Jusqu’à maintenant. Mais maintenant, « Père, l’heure est venue » (Jn 17, 1), priait Jésus au moment d’entrer dans sa Passion. Et à Gethsémani : « Abba ! tout t’est possible : éloigne de moi cette coupe ; pourtant, non ce que je veux, mais ce que tu veux ! » (Mc 14, 36). Jésus ne fait rien seul, mais tout avec le Père. Ce qu’il veut, ce n’est jamais sa volonté propre seule, mais toujours à l’écoute de ce que veut le Père. Sa vie d’homme est tout entière dans le Père, il demeure dans le Père, et reçoit de lui la vie de Fils à chaque instant. La vie de la volonté propre, pour beaucoup le Graal à notre époque, peut bien faire « gagner le monde entier », mais elle sera ultimement seule : la volonté propre ne laisse place à aucune autre volonté. Or : « Il n’est pas bon que l’homme soit seul » (Gn 2, 18) … L’enfer, c’est sans les autres.

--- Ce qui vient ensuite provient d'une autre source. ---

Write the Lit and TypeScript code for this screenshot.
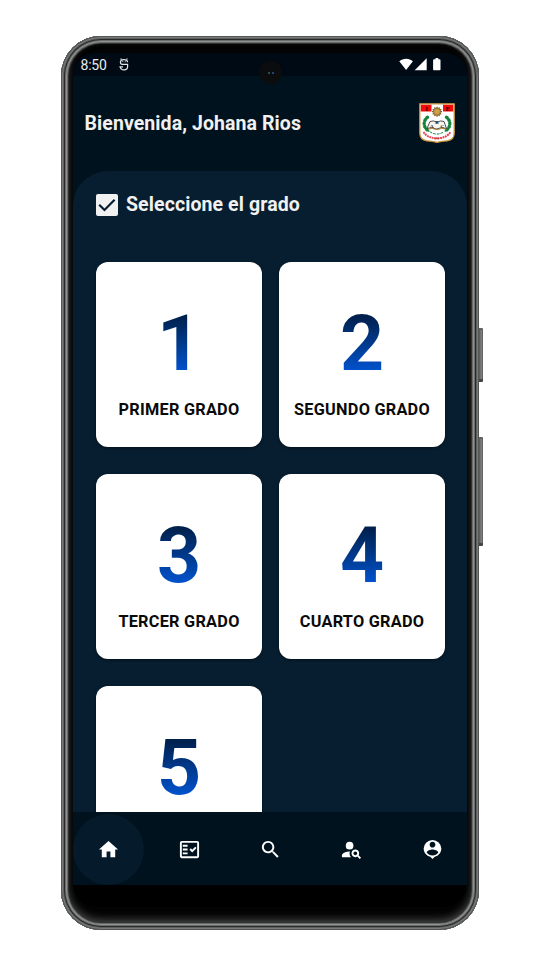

« Pour les hommes c’est impossible » (Mt 19, 26) de renoncer par soi-même à sa volonté propre. « Qui donc peut être sauvé ? » (Mt 19, 25) Le Fils nous a ouvert le chemin de vie vers le Père. Pour le suivre, il faut l’écouter. L’écouter dans les Ecritures, l’écouter dans l’enseignement de l’Eglise son Corps par la voix du successeur de Pierre, et l’écouter dans nos rencontres de tous les jours : « Les joies et les espoirs, les tristesses et les angoisses des hommes de ce temps, des pauvres surtout et de tous ceux qui souffrent » (Gaudium et Spes 1).

Telle pourrait être notre prière en ce temps de reprise :

Seigneur, aide-nous à accueillir les hommes et les femmes qui veulent « discerner quelle est la volonté de Dieu : ce qui est bon, ce qui est capable de lui plaire, ce qui est parfait. » (Rm 12, 2) Que notre écoute soit pleine d’attention fraternelle, humble, pour entendre avec eux où souffle ton Esprit. Rends-nous libre de toute volonté d’influence, mais que nous te laissions « communiquer toi-même à l’âme qui t’est fidèle, l’enveloppant dans son amour et sa louange, et la disposant à entrer dans la voie où elle pourra mieux te servir » (Exercices spirituels 15). Amen.